┌─ Source material

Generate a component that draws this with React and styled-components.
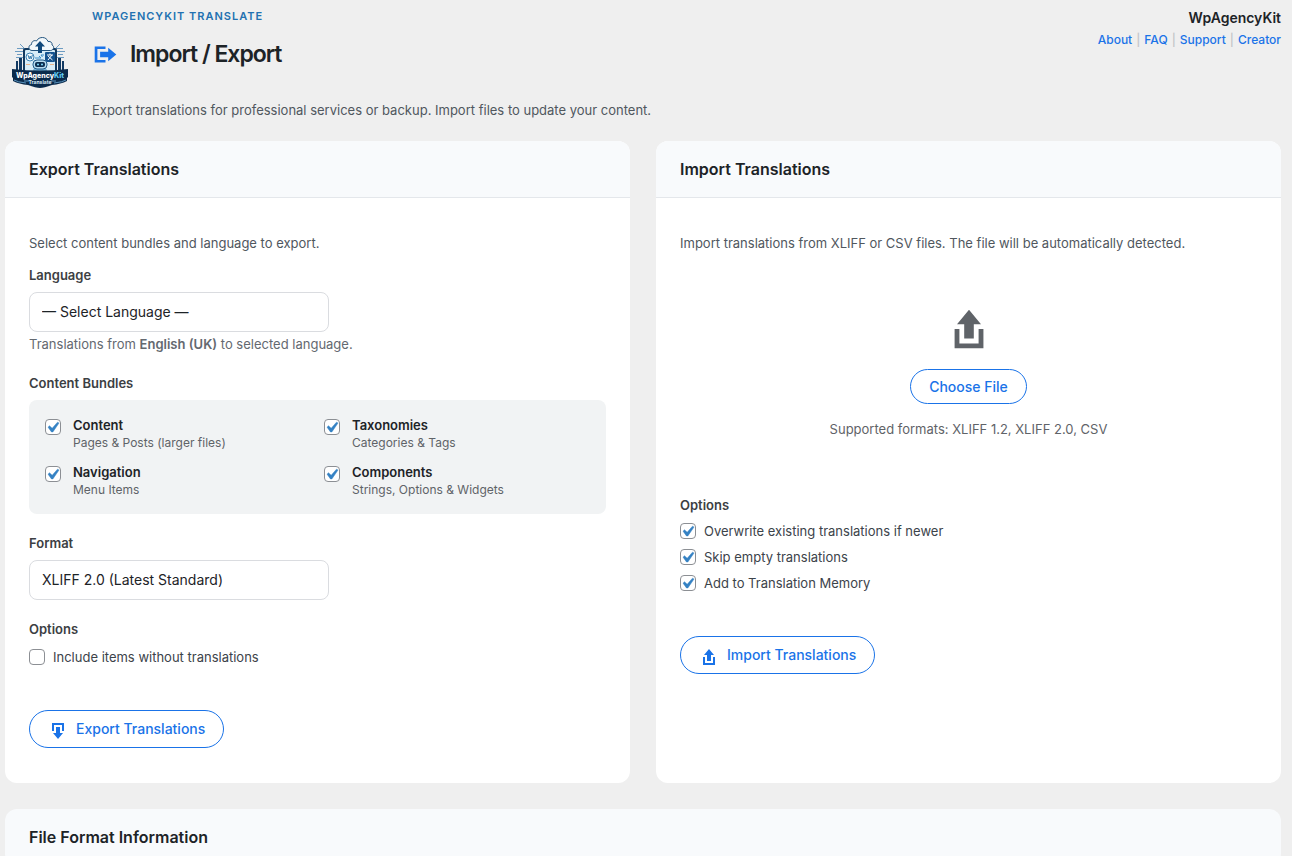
import React from 'react'
import styled, { createGlobalStyle } from 'styled-components'

const uploadPath = 'M8 14V8H5l5-6 5 6h-3v6H8zm-2 2v-6H4v8h12.01v-8H14v6H6z'
const downloadPath = 'M14.01 4v6h2V2H4v8h2.01V4h8zm-2 2v6h3l-5 6-5-6h3V6h4z'
const migratePath = 'M4 6h6V4H2v12.01h8V14H4V6zm2 2h6V5l6 5-6 5v-3H6V8z'

const bundles = [
  { id: 'content', name: 'Content', note: 'Pages & Posts (larger files)' },
  { id: 'taxonomies', name: 'Taxonomies', note: 'Categories & Tags' },
  { id: 'navigation', name: 'Navigation', note: 'Menu Items' },
  { id: 'components', name: 'Components', note: 'Strings, Options & Widgets' },
]

const importOptions = [
  { id: 'overwrite', name: 'Overwrite existing translations if newer' },
  { id: 'skip-empty', name: 'Skip empty translations' },
  { id: 'memory', name: 'Add to Translation Memory' },
]

const Icon = ({ path, size }) => (
  <svg width={size} height={size} viewBox="0 0 20 20" fill="currentColor" aria-hidden="true">
    <path d={path} />
  </svg>
)

const Logo = () => (
  <svg width="64" height="64" viewBox="0 0 64 64" role="img" aria-label="WpAgencyKit Translate">
    {/* circuit lines */}
    <g fill="none" stroke="#6d9cc2" strokeWidth="1">
      <path d="M16 18.500H9M15 21.500H7M14 24.500H9M15 27.500H8M48 18.500h7M49 21.500h8M50 24.500h5M49 27.500h7" />
      <path d="M12 14l4 4M52 14l-4 4" />
    </g>
    <path d="M8 31h2v10H8zM11 28h3v13h-3zM50 28h3v13h-3zM54 31h2v10h-2z" fill="#123a63" />
    {/* screen */}
    <rect x="15" y="18" width="34" height="24" rx="2" fill="#12395f" />
    <rect x="17" y="20" width="30" height="21" rx="1" fill="#d8edf8" />
    {/* cloud */}
    <path
      d="M24 20.500c-3.500 0-4.500-5-.5-6 0-3.500 3-4.500 5-3.500 2.500-5 10-4.500 11.500.5 3-.5 4.500 1.500 4 3.500 3 1.500 1.500 5.500-1.500 5.500z"
      fill="#f2f8fb"
      stroke="#24557f"
      strokeWidth="1"
    />
    <path d="M32 11l5 5.500h-3V23h-4v-6.500h-3z" fill="#114a7c" />
    <circle cx="22" cy="27" r="4" fill="#f4fafd" stroke="#3d82b3" strokeWidth="1" />
    <path d="M20 25l1.300 4 .9-3 1 3 1.200-4" fill="none" stroke="#3d82b3" strokeWidth="1" />
    <rect x="37" y="22" width="10" height="10" rx="1" fill="#155490" />
    <path d="M39 25h6M42 23.500V25M40 30l4-5M40 26l4.500 4" stroke="#fff" strokeWidth="1" fill="none" />
    <path d="M27 28h6l-2-2M36 25h-3l1.500 2" stroke="#3d8fc8" strokeWidth="1" fill="none" />
    <path d="M18 34.500h4M42 34.500h4" stroke="#e9b48a" strokeWidth="1" />
    {/* robot */}
    <path d="M25 41c0-3 3-4 7-4s7 1 7 4z" fill="#77b4da" />
    <rect x="25" y="30" width="14" height="9" rx="4" fill="#b6dcf0" stroke="#215b88" strokeWidth="1" />
    <rect x="27" y="32" width="10" height="5" rx="2" fill="#0c2e50" />
    <circle cx="30" cy="34.500" r="1" fill="#7fdcff" />
    <circle cx="34" cy="34.500" r="1" fill="#7fdcff" />
    {/* ribbon */}
    <path d="M4 39q28 3 56 0v8l-1 1v3q-6 3-15 4-8 3-12 3t-12-3q-9-1-15-4v-3l-1-1z" fill="#0b2b4c" />
    <path d="M6 50q3 2 12 3M58 50q-3 2-12 3M21 51h-5M43 51h5" fill="none" stroke="#5a93bd" strokeWidth="1" />
    <text x="32" y="48" textAnchor="middle" fontFamily="Inter, sans-serif" fontSize="7" fontWeight="800" fill="#fff">
      WpAgency<tspan fill="#62cdf5">Kit</tspan>
    </text>
    <text x="32" y="54" textAnchor="middle" fontFamily="Inter, sans-serif" fontSize="5" fontWeight="700" fill="#dceefa">
      Translate
    </text>
  </svg>
)

const App = () => (
  <>
    <GlobalStyle />
    <Page>
      <Header>
        <Logo />
        <Intro>
          <Eyebrow>WPAGENCYKIT TRANSLATE</Eyebrow>
          <Title>
            <Icon path={migratePath} size={27} />
            Import / Export
          </Title>
          <Lead>Export translations for professional services or backup. Import files to update your content.</Lead>
        </Intro>
        <Brand>
          <strong>WpAgencyKit</strong>
          <nav>
            <a href="#about">About</a>
            <span>|</span>
            <a href="#faq">FAQ</a>
            <span>|</span>
            <a href="#support">Support</a>
            <span>|</span>
            <a href="#creator">Creator</a>
          </nav>
        </Brand>
      </Header>

      <Cards>
        <Card>
          <CardHeader>
            <h2>Export Translations</h2>
          </CardHeader>
          <CardBody>
            <Description>Select content bundles and language to export.</Description>
            <Field>
              <Label htmlFor="language">Language</Label>
              <Select id="language">
                <option>— Select Language —</option>
              </Select>
              <Hint>
                Translations from <strong>English (UK)</strong> to selected language.
              </Hint>
            </Field>
            <Field as="fieldset">
              <Label as="legend">Content Bundles</Label>
              <Bundles>
                {bundles.map(({ id, name, note }) => (
                  <Bundle key={id} htmlFor={id}>
                    <Checkbox id={id} defaultChecked />
                    <span>
                      <strong>{name}</strong>
                      <small>{note}</small>
                    </span>
                  </Bundle>
                ))}
              </Bundles>
            </Field>
            <Field>
              <Label htmlFor="format">Format</Label>
              <Select id="format">
                <option>XLIFF 2.0 (Latest Standard)</option>
              </Select>
            </Field>
            <Options $labelGap={8}>
              <Label as="legend">Options</Label>
              <Option htmlFor="include-empty">
                <Checkbox id="include-empty" />
                Include items without translations
              </Option>
            </Options>
            <ActionButton type="button">
              <Icon path={downloadPath} size={20} />
              Export Translations
            </ActionButton>
          </CardBody>
        </Card>

        <Card>
          <CardHeader>
            <h2>Import Translations</h2>
          </CardHeader>
          <CardBody>
            <Description>
              Import translations from XLIFF or CSV files. The file will be automatically detected.
            </Description>
            <DropZone>
              <Icon path={uploadPath} size={48} />
              <FileButton type="button">Choose File</FileButton>
              <p>Supported formats: XLIFF 1.2, XLIFF 2.0, CSV</p>
            </DropZone>
            <Options $labelGap={6}>
              <Label as="legend">Options</Label>
              {importOptions.map(({ id, name }) => (
                <Option key={id} htmlFor={id}>
                  <Checkbox id={id} defaultChecked />
                  {name}
                </Option>
              ))}
            </Options>
            <ActionButton type="button">
              <Icon path={uploadPath} size={20} />
              Import Translations
            </ActionButton>
          </CardBody>
        </Card>
      </Cards>

      <Card>
        <CardHeader>
          <h2>File Format Information</h2>
        </CardHeader>
      </Card>
    </Page>
  </>
)

const GlobalStyle = createGlobalStyle`
  * {
    box-sizing: border-box;
  }

  html {
    overflow: hidden;
  }

  body {
    margin: 0;
    background: #efefef;
    color: #3c434a;
    font-family: Inter, 'Liberation Sans', sans-serif;
    font-size: 13px;
    line-height: 20px;
  }

  h1, h2, p {
    margin: 0;
  }

  strong {
    font-weight: 600;
  }

  a {
    color: #1a73e8;
    text-decoration: none;
  }
`

const Page = styled.main`
  display: flex;
  flex-direction: column;
  gap: 26px;
  padding: 6px 11px 0 5px;
`

const Header = styled.header`
  display: flex;
  align-items: flex-start;
  margin-bottom: -5px;
  padding-left: 3px;

  > svg {
    flex: none;
    margin-top: 24px;
  }
`

const Intro = styled.div`
  flex: 1;
  margin-left: 20px;
`

const Eyebrow = styled.p`
  color: #2271b1;
  font-size: 11px;
  font-weight: 600;
  letter-spacing: 1px;
`

const Title = styled.h1`
  display: flex;
  align-items: center;
  gap: 11px;
  margin-top: 12px;
  color: #1d2327;
  font-size: 23px;
  font-weight: 600;
  letter-spacing: -1px;
  line-height: 32px;

  svg {
    color: #1a73e8;
  }
`

const Lead = styled.p`
  margin-top: 30px;
  color: #50575e;
`

const Brand = styled.div`
  padding-top: 2px;
  text-align: right;

  strong {
    color: #1d2327;
    font-size: 14px;
  }

  nav {
    display: flex;
    gap: 4px;
    margin-top: 2px;
    color: #c3c4c7;
    font-size: 12px;
    font-weight: 500;
  }
`

const Cards = styled.div`
  display: grid;
  grid-template-columns: 1fr 1fr;
  gap: 26px;
`

const Card = styled.section`
  overflow: hidden;
  border-radius: 12px;
  background: #fff;
`

const CardHeader = styled.header`
  padding: 16px 24px;
  border-bottom: 1px solid #e4e7eb;
  background: #f8fafc;

  h2 {
    color: #1d2327;
    font-size: 16px;
    font-weight: 600;
    line-height: 24px;
  }
`

const CardBody = styled.div`
  padding: 35px 24px;
`

const Description = styled.p`
  margin-bottom: 12px;
  color: #50575e;
`

const Field = styled.div`
  min-width: 0;
  margin: 0 0 19px;
  padding: 0;
  border: 0;
`

const Label = styled.label`
  display: block;
  margin-bottom: 7px;
  padding: 0;
  color: #3c4043;
  font-weight: 600;
`

const Select = styled.select`
  display: block;
  width: 300px;
  height: 40px;
  padding: 0 12px;
  appearance: none;
  border: 1px solid #dadce0;
  border-radius: 8px;
  background: #fff;
  color: #1d2327;
  font: inherit;
  font-size: 14px;
`

const Hint = styled.p`
  margin-top: 2px;
  color: #646970;
`

const Checkbox = styled.input.attrs({ type: 'checkbox' })`
  flex: none;
  width: 16px;
  height: 16px;
  margin: 0;
  appearance: none;
  border: 1px solid #8c8f94;
  border-radius: 4px;
  background: #fff;

  &:checked {
    background: #fff
      url("data:image/svg+xml;utf8,<svg xmlns='http://www.w3.org/2000/svg' viewBox='0 0 20 20'><path d='M14.83 4.89l1.34.94-5.81 8.38H9.02L5.78 9.67l1.34-1.25 2.57 2.4z' fill='%233582c4' stroke='%233582c4' stroke-width='.5'/></svg>")
      no-repeat -4px -3px / 21px 21px;
  }
`

const Bundles = styled.div`
  display: grid;
  grid-template-columns: 1fr 1fr;
  gap: 13px;
  padding: 17px 16px 16px;
  border-radius: 8px;
  background: #f1f3f4;
`

const Bundle = styled.label`
  display: flex;
  gap: 12px;
  line-height: 17px;

  input {
    margin-top: 2px;
  }

  strong,
  small {
    display: block;
  }

  strong {
    color: #1d2327;
  }

  small {
    color: #5f6368;
    font-size: 12px;
  }
`

const Options = styled.fieldset`
  margin: 0 0 43px;
  padding: 0;
  border: 0;

  legend {
    margin-bottom: ${({ $labelGap }) => $labelGap}px;
  }
`

const Option = styled.label`
  display: flex;
  align-items: center;
  gap: 8px;

  & + & {
    margin-top: 6px;
  }
`

const OutlineButton = styled.button`
  border: 1px solid #1a73e8;
  border-radius: 20px;
  background: #fff;
  color: #1a73e8;
  font: inherit;
  font-size: 14px;
  font-weight: 500;
`

const ActionButton = styled(OutlineButton)`
  display: flex;
  align-items: center;
  gap: 8px;
  height: 38px;
  padding: 0 18px;

  svg {
    margin-top: 4px;
  }
`

const FileButton = styled(OutlineButton)`
  height: 35px;
  margin: 16px 0 15px;
  padding: 0 18px;
`

const DropZone = styled.div`
  display: flex;
  flex-direction: column;
  align-items: center;
  padding: 40px 0 56px;
  color: #5f6368;
`

export default App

└─

__Task statement__
Begin at the first line of the material and copy each line exactly through the one containing "const migratePath = 'M4". Omit pictures.

__Exercise result__
Generate a component that draws this with React and styled-components.
import React from 'react'
import styled, { createGlobalStyle } from 'styled-components'

const uploadPath = 'M8 14V8H5l5-6 5 6h-3v6H8zm-2 2v-6H4v8h12.01v-8H14v6H6z'
const downloadPath = 'M14.01 4v6h2V2H4v8h2.01V4h8zm-2 2v6h3l-5 6-5-6h3V6h4z'
const migratePath = 'M4 6h6V4H2v12.01h8V14H4V6zm2 2h6V5l6 5-6 5v-3H6V8z'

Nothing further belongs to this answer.